[Task objective]
Return the material word for word. Do not include pictures.
[start Given material]
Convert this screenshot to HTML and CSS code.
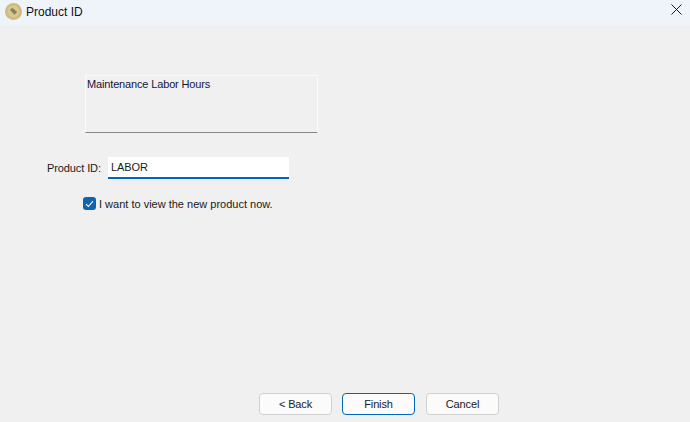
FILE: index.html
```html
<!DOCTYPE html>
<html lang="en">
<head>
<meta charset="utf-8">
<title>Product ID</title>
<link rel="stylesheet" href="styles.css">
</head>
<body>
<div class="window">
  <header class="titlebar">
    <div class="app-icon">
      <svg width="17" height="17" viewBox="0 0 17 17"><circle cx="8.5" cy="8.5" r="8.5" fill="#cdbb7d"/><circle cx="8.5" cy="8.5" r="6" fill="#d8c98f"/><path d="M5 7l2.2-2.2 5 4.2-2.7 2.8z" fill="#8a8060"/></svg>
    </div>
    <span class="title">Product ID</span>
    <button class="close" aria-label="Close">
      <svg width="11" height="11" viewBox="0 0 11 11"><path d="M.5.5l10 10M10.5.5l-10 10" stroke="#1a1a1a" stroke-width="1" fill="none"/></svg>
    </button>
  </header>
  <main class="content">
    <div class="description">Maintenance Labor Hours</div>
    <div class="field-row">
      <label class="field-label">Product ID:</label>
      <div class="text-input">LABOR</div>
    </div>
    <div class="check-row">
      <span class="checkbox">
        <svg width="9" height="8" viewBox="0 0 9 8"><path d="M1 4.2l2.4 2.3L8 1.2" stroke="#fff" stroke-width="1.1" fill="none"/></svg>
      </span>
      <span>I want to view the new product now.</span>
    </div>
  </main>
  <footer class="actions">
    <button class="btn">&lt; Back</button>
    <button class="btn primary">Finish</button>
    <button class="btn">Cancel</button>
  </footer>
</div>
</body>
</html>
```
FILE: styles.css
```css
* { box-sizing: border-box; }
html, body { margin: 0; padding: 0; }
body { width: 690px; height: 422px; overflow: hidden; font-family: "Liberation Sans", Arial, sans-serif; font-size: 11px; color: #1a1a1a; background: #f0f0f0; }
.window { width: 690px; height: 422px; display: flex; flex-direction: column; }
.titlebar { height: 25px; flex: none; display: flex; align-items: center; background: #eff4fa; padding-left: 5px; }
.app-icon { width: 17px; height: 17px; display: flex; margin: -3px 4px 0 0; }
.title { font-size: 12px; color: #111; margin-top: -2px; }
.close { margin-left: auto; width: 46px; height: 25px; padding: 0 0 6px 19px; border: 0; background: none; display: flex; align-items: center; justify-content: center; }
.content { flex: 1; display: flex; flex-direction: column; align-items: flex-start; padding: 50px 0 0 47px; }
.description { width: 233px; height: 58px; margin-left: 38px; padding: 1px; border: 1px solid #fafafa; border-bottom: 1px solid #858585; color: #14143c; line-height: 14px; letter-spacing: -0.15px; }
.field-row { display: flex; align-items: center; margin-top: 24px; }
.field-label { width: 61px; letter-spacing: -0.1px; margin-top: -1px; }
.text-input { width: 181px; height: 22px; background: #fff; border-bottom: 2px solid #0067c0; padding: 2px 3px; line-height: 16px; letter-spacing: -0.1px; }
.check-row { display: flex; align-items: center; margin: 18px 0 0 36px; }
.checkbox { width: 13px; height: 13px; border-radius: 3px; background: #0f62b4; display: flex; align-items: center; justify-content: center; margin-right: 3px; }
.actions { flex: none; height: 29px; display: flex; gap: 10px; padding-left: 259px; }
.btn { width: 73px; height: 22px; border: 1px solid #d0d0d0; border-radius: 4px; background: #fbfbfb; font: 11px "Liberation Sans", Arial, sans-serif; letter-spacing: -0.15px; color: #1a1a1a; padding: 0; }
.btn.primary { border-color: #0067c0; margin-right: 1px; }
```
[end Given material]
[Solution for this exercise]
Convert this screenshot to HTML and CSS code.
FILE: index.html
```html
<!DOCTYPE html>
<html lang="en">
<head>
<meta charset="utf-8">
<title>Product ID</title>
<link rel="stylesheet" href="styles.css">
</head>
<body>
<div class="window">
  <header class="titlebar">
    <div class="app-icon">
      <svg width="17" height="17" viewBox="0 0 17 17"><circle cx="8.5" cy="8.5" r="8.5" fill="#cdbb7d"/><circle cx="8.5" cy="8.5" r="6" fill="#d8c98f"/><path d="M5 7l2.2-2.2 5 4.2-2.7 2.8z" fill="#8a8060"/></svg>
    </div>
    <span class="title">Product ID</span>
    <button class="close" aria-label="Close">
      <svg width="11" height="11" viewBox="0 0 11 11"><path d="M.5.5l10 10M10.5.5l-10 10" stroke="#1a1a1a" stroke-width="1" fill="none"/></svg>
    </button>
  </header>
  <main class="content">
    <div class="description">Maintenance Labor Hours</div>
    <div class="field-row">
      <label class="field-label">Product ID:</label>
      <div class="text-input">LABOR</div>
    </div>
    <div class="check-row">
      <span class="checkbox">
        <svg width="9" height="8" viewBox="0 0 9 8"><path d="M1 4.2l2.4 2.3L8 1.2" stroke="#fff" stroke-width="1.1" fill="none"/></svg>
      </span>
      <span>I want to view the new product now.</span>
    </div>
  </main>
  <footer class="actions">
    <button class="btn">&lt; Back</button>
    <button class="btn primary">Finish</button>
    <button class="btn">Cancel</button>
  </footer>
</div>
</body>
</html>
```
FILE: styles.css
```css
* { box-sizing: border-box; }
html, body { margin: 0; padding: 0; }
body { width: 690px; height: 422px; overflow: hidden; font-family: "Liberation Sans", Arial, sans-serif; font-size: 11px; color: #1a1a1a; background: #f0f0f0; }
.window { width: 690px; height: 422px; display: flex; flex-direction: column; }
.titlebar { height: 25px; flex: none; display: flex; align-items: center; background: #eff4fa; padding-left: 5px; }
.app-icon { width: 17px; height: 17px; display: flex; margin: -3px 4px 0 0; }
.title { font-size: 12px; color: #111; margin-top: -2px; }
.close { margin-left: auto; width: 46px; height: 25px; padding: 0 0 6px 19px; border: 0; background: none; display: flex; align-items: center; justify-content: center; }
.content { flex: 1; display: flex; flex-direction: column; align-items: flex-start; padding: 50px 0 0 47px; }
.description { width: 233px; height: 58px; margin-left: 38px; padding: 1px; border: 1px solid #fafafa; border-bottom: 1px solid #858585; color: #14143c; line-height: 14px; letter-spacing: -0.15px; }
.field-row { display: flex; align-items: center; margin-top: 24px; }
.field-label { width: 61px; letter-spacing: -0.1px; margin-top: -1px; }
.text-input { width: 181px; height: 22px; background: #fff; border-bottom: 2px solid #0067c0; padding: 2px 3px; line-height: 16px; letter-spacing: -0.1px; }
.check-row { display: flex; align-items: center; margin: 18px 0 0 36px; }
.checkbox { width: 13px; height: 13px; border-radius: 3px; background: #0f62b4; display: flex; align-items: center; justify-content: center; margin-right: 3px; }
.actions { flex: none; height: 29px; display: flex; gap: 10px; padding-left: 259px; }
.btn { width: 73px; height: 22px; border: 1px solid #d0d0d0; border-radius: 4px; background: #fbfbfb; font: 11px "Liberation Sans", Arial, sans-serif; letter-spacing: -0.15px; color: #1a1a1a; padding: 0; }
.btn.primary { border-color: #0067c0; margin-right: 1px; }
```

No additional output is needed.